PROBLEM: Quote all of the data exactly as given. Skip every picture it contains.

· · · · · · ·

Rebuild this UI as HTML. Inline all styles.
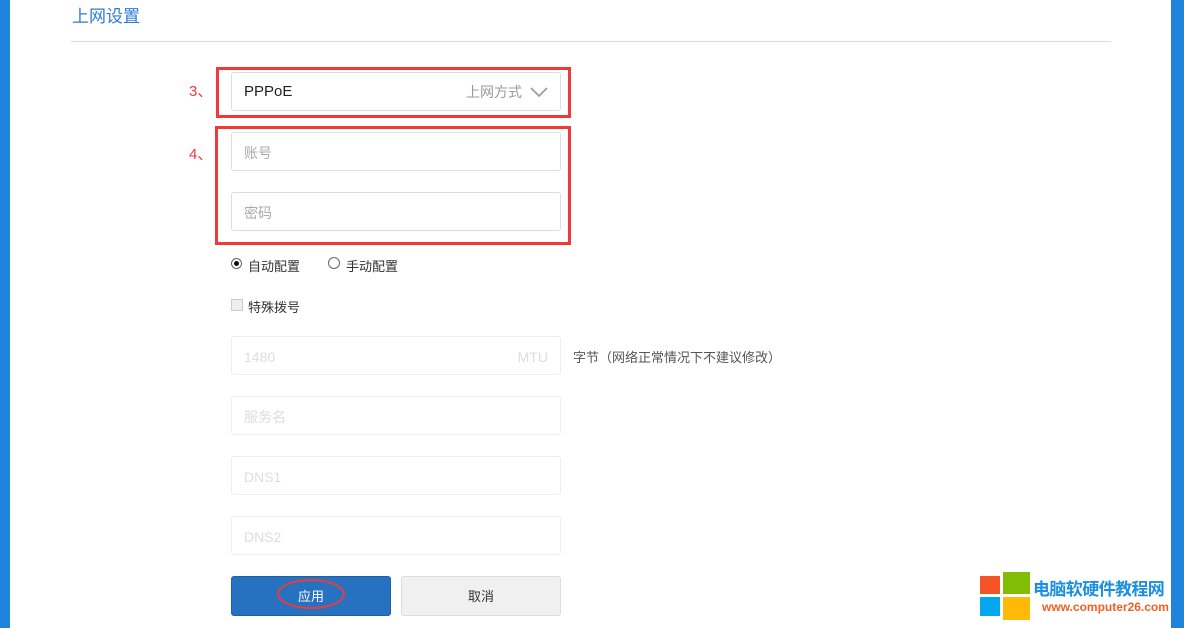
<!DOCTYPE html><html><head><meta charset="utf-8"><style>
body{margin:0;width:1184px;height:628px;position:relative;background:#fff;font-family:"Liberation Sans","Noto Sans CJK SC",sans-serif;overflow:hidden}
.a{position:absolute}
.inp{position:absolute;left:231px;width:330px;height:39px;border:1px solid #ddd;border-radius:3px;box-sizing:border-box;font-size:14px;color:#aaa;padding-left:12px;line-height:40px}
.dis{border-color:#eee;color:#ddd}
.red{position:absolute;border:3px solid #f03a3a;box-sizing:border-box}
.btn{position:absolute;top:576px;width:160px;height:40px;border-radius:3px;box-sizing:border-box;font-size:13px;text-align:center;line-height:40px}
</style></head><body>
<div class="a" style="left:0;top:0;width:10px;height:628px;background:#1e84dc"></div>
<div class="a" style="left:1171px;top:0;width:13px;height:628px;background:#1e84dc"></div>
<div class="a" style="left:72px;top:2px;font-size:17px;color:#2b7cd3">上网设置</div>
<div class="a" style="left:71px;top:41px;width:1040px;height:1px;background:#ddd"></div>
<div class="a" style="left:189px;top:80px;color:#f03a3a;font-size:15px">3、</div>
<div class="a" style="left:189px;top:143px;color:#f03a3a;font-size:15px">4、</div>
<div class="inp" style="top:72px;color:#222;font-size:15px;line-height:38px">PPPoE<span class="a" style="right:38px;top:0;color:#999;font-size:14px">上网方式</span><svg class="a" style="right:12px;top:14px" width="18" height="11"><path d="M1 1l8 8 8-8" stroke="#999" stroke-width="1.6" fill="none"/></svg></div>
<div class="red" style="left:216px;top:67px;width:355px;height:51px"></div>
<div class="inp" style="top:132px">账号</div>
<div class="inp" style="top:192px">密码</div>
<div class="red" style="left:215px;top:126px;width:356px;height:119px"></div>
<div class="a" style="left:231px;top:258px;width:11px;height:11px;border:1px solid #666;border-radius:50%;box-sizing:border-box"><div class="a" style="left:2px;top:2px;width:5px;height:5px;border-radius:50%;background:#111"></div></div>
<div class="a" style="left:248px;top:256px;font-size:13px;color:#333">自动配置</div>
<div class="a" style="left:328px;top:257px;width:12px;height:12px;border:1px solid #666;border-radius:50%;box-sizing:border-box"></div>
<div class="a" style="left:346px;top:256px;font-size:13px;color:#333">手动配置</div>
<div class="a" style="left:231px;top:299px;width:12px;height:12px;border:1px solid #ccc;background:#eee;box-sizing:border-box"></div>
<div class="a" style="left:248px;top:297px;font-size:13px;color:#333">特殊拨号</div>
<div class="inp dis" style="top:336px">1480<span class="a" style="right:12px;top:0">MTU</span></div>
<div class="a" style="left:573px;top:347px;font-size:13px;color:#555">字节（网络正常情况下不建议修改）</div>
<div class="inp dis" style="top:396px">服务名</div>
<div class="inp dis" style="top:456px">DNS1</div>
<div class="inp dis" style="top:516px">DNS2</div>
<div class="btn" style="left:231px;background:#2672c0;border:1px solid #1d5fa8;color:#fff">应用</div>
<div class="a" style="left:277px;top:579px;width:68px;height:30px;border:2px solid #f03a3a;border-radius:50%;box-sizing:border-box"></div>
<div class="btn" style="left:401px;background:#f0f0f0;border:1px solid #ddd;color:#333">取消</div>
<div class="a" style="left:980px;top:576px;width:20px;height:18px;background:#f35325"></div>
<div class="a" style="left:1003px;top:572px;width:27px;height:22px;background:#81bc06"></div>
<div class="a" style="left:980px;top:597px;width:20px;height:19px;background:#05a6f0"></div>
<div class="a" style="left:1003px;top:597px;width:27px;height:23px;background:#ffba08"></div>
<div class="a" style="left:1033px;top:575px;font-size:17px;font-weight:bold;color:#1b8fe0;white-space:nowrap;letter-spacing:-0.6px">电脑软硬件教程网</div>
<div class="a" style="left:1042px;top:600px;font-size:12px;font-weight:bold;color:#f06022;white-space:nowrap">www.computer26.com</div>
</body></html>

· · · · · · ·

RESULT OF THIS EXERCISE:
Rebuild this UI as HTML. Inline all styles.
<!DOCTYPE html><html><head><meta charset="utf-8"><style>
body{margin:0;width:1184px;height:628px;position:relative;background:#fff;font-family:"Liberation Sans","Noto Sans CJK SC",sans-serif;overflow:hidden}
.a{position:absolute}
.inp{position:absolute;left:231px;width:330px;height:39px;border:1px solid #ddd;border-radius:3px;box-sizing:border-box;font-size:14px;color:#aaa;padding-left:12px;line-height:40px}
.dis{border-color:#eee;color:#ddd}
.red{position:absolute;border:3px solid #f03a3a;box-sizing:border-box}
.btn{position:absolute;top:576px;width:160px;height:40px;border-radius:3px;box-sizing:border-box;font-size:13px;text-align:center;line-height:40px}
</style></head><body>
<div class="a" style="left:0;top:0;width:10px;height:628px;background:#1e84dc"></div>
<div class="a" style="left:1171px;top:0;width:13px;height:628px;background:#1e84dc"></div>
<div class="a" style="left:72px;top:2px;font-size:17px;color:#2b7cd3">上网设置</div>
<div class="a" style="left:71px;top:41px;width:1040px;height:1px;background:#ddd"></div>
<div class="a" style="left:189px;top:80px;color:#f03a3a;font-size:15px">3、</div>
<div class="a" style="left:189px;top:143px;color:#f03a3a;font-size:15px">4、</div>
<div class="inp" style="top:72px;color:#222;font-size:15px;line-height:38px">PPPoE<span class="a" style="right:38px;top:0;color:#999;font-size:14px">上网方式</span><svg class="a" style="right:12px;top:14px" width="18" height="11"><path d="M1 1l8 8 8-8" stroke="#999" stroke-width="1.6" fill="none"/></svg></div>
<div class="red" style="left:216px;top:67px;width:355px;height:51px"></div>
<div class="inp" style="top:132px">账号</div>
<div class="inp" style="top:192px">密码</div>
<div class="red" style="left:215px;top:126px;width:356px;height:119px"></div>
<div class="a" style="left:231px;top:258px;width:11px;height:11px;border:1px solid #666;border-radius:50%;box-sizing:border-box"><div class="a" style="left:2px;top:2px;width:5px;height:5px;border-radius:50%;background:#111"></div></div>
<div class="a" style="left:248px;top:256px;font-size:13px;color:#333">自动配置</div>
<div class="a" style="left:328px;top:257px;width:12px;height:12px;border:1px solid #666;border-radius:50%;box-sizing:border-box"></div>
<div class="a" style="left:346px;top:256px;font-size:13px;color:#333">手动配置</div>
<div class="a" style="left:231px;top:299px;width:12px;height:12px;border:1px solid #ccc;background:#eee;box-sizing:border-box"></div>
<div class="a" style="left:248px;top:297px;font-size:13px;color:#333">特殊拨号</div>
<div class="inp dis" style="top:336px">1480<span class="a" style="right:12px;top:0">MTU</span></div>
<div class="a" style="left:573px;top:347px;font-size:13px;color:#555">字节（网络正常情况下不建议修改）</div>
<div class="inp dis" style="top:396px">服务名</div>
<div class="inp dis" style="top:456px">DNS1</div>
<div class="inp dis" style="top:516px">DNS2</div>
<div class="btn" style="left:231px;background:#2672c0;border:1px solid #1d5fa8;color:#fff">应用</div>
<div class="a" style="left:277px;top:579px;width:68px;height:30px;border:2px solid #f03a3a;border-radius:50%;box-sizing:border-box"></div>
<div class="btn" style="left:401px;background:#f0f0f0;border:1px solid #ddd;color:#333">取消</div>
<div class="a" style="left:980px;top:576px;width:20px;height:18px;background:#f35325"></div>
<div class="a" style="left:1003px;top:572px;width:27px;height:22px;background:#81bc06"></div>
<div class="a" style="left:980px;top:597px;width:20px;height:19px;background:#05a6f0"></div>
<div class="a" style="left:1003px;top:597px;width:27px;height:23px;background:#ffba08"></div>
<div class="a" style="left:1033px;top:575px;font-size:17px;font-weight:bold;color:#1b8fe0;white-space:nowrap;letter-spacing:-0.6px">电脑软硬件教程网</div>
<div class="a" style="left:1042px;top:600px;font-size:12px;font-weight:bold;color:#f06022;white-space:nowrap">www.computer26.com</div>
</body></html>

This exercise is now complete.